### [WRITTEN EXERCISE]
Copy exactly, and only, the lines below from the first through the one containing "import React from 'react';", both included; pictures are omitted.

____

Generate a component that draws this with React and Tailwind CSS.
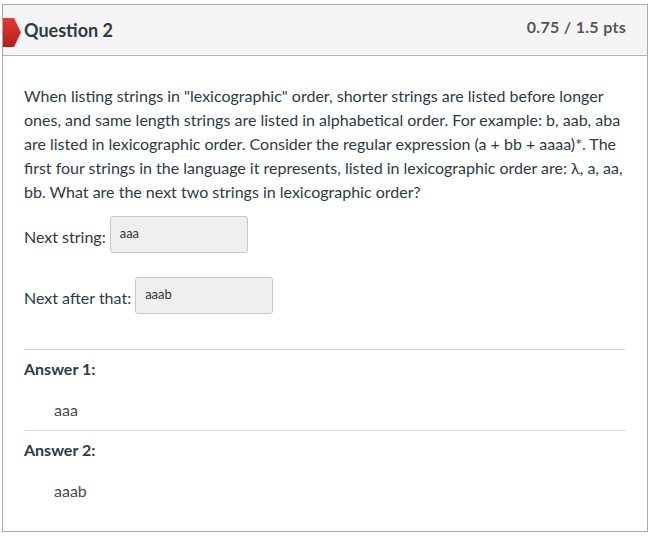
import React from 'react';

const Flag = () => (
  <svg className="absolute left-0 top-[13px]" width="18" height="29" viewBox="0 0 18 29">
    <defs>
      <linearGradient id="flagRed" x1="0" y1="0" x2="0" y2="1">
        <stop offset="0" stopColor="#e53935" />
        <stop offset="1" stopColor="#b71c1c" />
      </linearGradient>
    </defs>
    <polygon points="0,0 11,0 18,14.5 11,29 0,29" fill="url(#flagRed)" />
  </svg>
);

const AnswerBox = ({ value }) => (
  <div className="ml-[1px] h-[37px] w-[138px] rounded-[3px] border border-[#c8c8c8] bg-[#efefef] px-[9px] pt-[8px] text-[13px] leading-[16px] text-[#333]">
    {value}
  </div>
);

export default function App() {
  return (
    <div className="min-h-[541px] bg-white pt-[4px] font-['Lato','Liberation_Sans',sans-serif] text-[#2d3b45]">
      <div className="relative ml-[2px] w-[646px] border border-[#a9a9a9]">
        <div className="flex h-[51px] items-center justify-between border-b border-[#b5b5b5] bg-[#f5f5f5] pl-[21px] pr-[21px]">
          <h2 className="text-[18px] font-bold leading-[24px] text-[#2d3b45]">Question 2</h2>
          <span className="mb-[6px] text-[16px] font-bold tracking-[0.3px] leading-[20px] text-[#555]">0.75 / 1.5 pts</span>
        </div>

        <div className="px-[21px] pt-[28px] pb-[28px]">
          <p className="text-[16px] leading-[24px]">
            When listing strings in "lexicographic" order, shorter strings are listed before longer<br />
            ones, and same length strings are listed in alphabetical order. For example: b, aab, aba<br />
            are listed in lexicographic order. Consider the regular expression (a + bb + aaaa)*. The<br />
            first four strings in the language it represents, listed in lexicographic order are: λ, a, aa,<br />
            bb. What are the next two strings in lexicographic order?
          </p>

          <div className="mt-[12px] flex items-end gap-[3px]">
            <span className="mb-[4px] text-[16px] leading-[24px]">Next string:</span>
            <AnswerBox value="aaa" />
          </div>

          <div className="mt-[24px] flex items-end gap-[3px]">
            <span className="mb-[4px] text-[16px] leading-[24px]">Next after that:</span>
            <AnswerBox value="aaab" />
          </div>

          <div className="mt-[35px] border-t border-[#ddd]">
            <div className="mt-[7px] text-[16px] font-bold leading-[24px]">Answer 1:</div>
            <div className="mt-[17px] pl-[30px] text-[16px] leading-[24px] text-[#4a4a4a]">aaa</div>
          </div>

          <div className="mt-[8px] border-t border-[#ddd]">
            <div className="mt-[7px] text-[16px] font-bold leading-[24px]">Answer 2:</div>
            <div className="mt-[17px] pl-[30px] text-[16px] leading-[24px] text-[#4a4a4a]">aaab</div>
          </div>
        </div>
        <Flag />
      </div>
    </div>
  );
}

____

### [WRITTEN REPLY]
Generate a component that draws this with React and Tailwind CSS.
import React from 'react';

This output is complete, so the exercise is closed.